Летом 1971 г. внезапно изменилась технология работы, из письменной она стала устной. По совету И. Берлина к Штейнбергу приехала из Оксфорда молодая исследовательница Эллен Келли. Она хотела побеседовать с ним о своей научной работе, а затем, увлекшись его рассказами, стала регулярно приезжать с магнитофоном. Хотя «Архипелаг» уже был написан, Штейнберг начал свой рассказ заново и диктовал в течение 44 часов в июле — августе 1971 г. Такая работа концентрировала внимание, помогала соединить «сотни фрагментов», но «свидетельствование» о «живых» оставалось тем же; «…опыт этого лета для меня не был опытом бальзамирования и сдачи материала о живых людях в музей мумий, а, наоборот, опытом их как бы чудесного воскресения во всей конкретной обстановке места и времени», — делился он с Ф. Каплан 30 октября 1971 г. В Оксфорде рассказы с пленок переносились на бумагу[73]; ждали, когда освободится машинка с кириллическим шрифтом; возникали и другие задержки. Только в апреле 1974 г. была получена машинопись последних глав, и автор отредактировал текст. Он был удовлетворен: «Это, несомненно, цельная вещь» (письмо Ф. Каплан от 3 мая 1974 г.).

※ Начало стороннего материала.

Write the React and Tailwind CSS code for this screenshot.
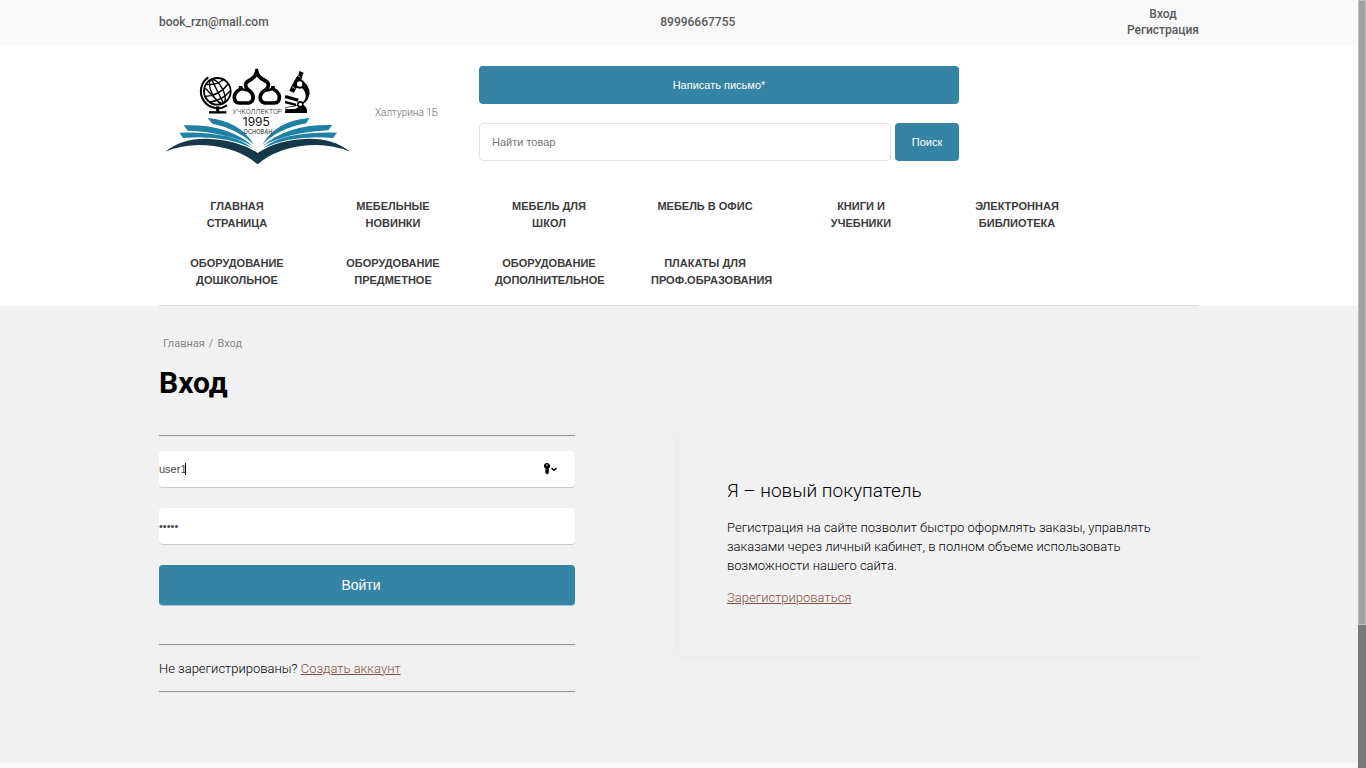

В чем же цельность книги, что хотел поведать Штейнберг помимо рассказа истории содружества и отдельных ее членов? В основе каждого портрета стремление постичь героя, приблизиться к логике его поведения. Эта задача сближает мемуары с психологическим романом, что уже отмечалось в критике[74].
При всех ошибках и неточностях, допущенных Штейнбергом, художественно-документальное описание послереволюционных лет доносит до читателя победоносную силу интеллекта и мысли. Такой смысл книги был увиден Ф. Каплан, написавшей автору: «Через портреты ты выявишь соборный дух того времени, хотя и небольшой, но исключительной группы людей, покажешь, куда уносилась их мысль в самом разгаре революции и как искали они (и конечно, не находили!) ответы на самые злободневные и философские и политические вопросы и на людях, и в Вольфиле, и в частных беседах. Люди у тебя живут в обстановке „страшных лет“, а „страшные годы“ осветятся духовностью этих людей. Мне думается, в этом и будет твой „чудный подарок“ для будущих поколений, которые не так-то легко смогут связать прошлую Россию с тоталитарной регламентацией и окаменелостью современной» (28.VII.1971).